The number of arrangements of all the cards in a complete deck, such that cards of the same suit are together, is
A. $\dfrac{{{\text{52!}}}}{{{\text{4!}}}}$
B. $\dfrac{{{{\left( {{\text{13!}}} \right)}^{\text{4}}}}}{{{\text{4!}}}}$
C. ${\left( {{\text{13!}}} \right)^{\text{4}}}{\text{.4!}}$
D. $\dfrac{{{\text{52!}}}}{{{{\left( {{\text{13!}}} \right)}^{\text{4}}}}}$

Answer 1

Hint: We need to find the number of ways the cards in a deck can be arranged in such a way that, all the cards of the same suit are together. This means that we have to arrange 13 cards in a suit in 13! ways. There are 4 such suits and the 4 suites can be arranged in 4! ways. The product of these arrangements gives the total number of arrangements.

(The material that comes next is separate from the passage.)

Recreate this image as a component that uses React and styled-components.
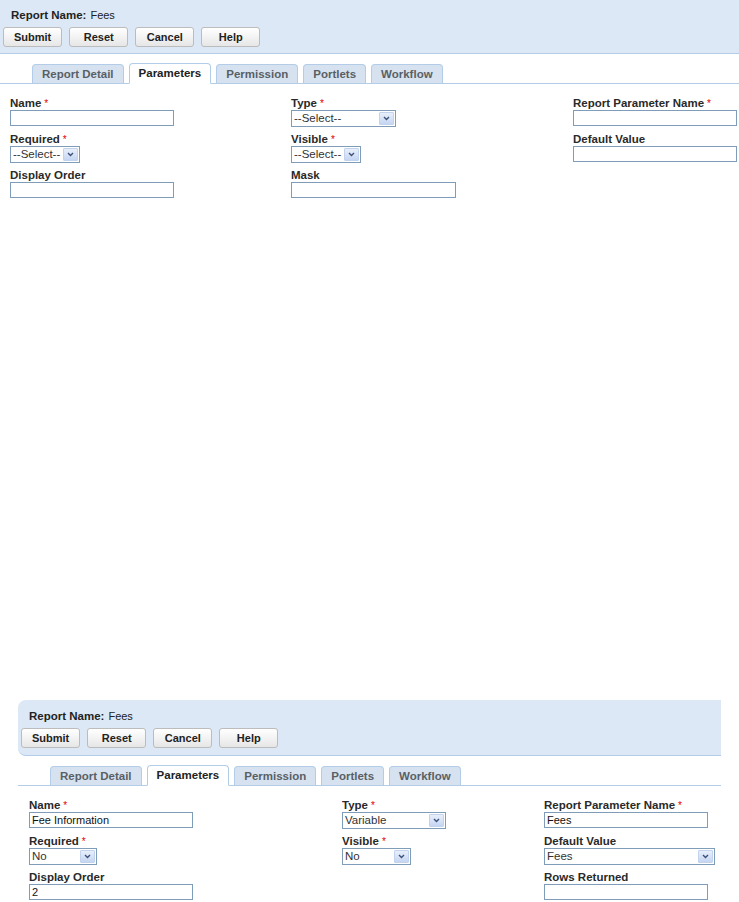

Complete step by step Answer:

We have a deck of 52 cards with 4 suits of 13 cards each.
We can consider 4 suits as 4 different packs with 13 cards each. Then four suits then can be arranged in \[{\text{4!}}\] ways. We can consider a pack of 13 cards. These 13 cards are not identical and we can arrange the internally in 13! ways. We have four such packs of 13 cards and each of them can be arranged by 13! ways.
Therefore, the number of ways the four suits can be arranged internally is \[13! \times 13! \times 13! \times 13! = {\left( {13!} \right)^4}\]
Therefore, we get the total number of ways of arranging a deck of cards such that all the cards of the same suit are together by taking the product of the number of ways of arranging the four suits internally and the number of ways 4 packs of 13 cards can be arranged.
Therefore, the required number of ways is given by the product ${\left( {{\text{13!}}} \right)^{\text{4}}}{\text{.4!}}$
So, the correct answer is option C.

Note: We must consider all the possible arrangements, that is we must consider the cases of internal arrangements within a suit as well as the different arrangements of all the suits. We must not take the cards of the same suit as identical cards. All the cards in a deck is different in one way or another so we must take its permutations. We must take the product to find the number of ways of arranging the cards of 4 suits internally and not the sum. We need to find the exact value of the answer as it is time-consuming and increases the chances of making mistakes as there is a lot of multiplication involved. In the options also the number of ways is given in terms of the product of factorial.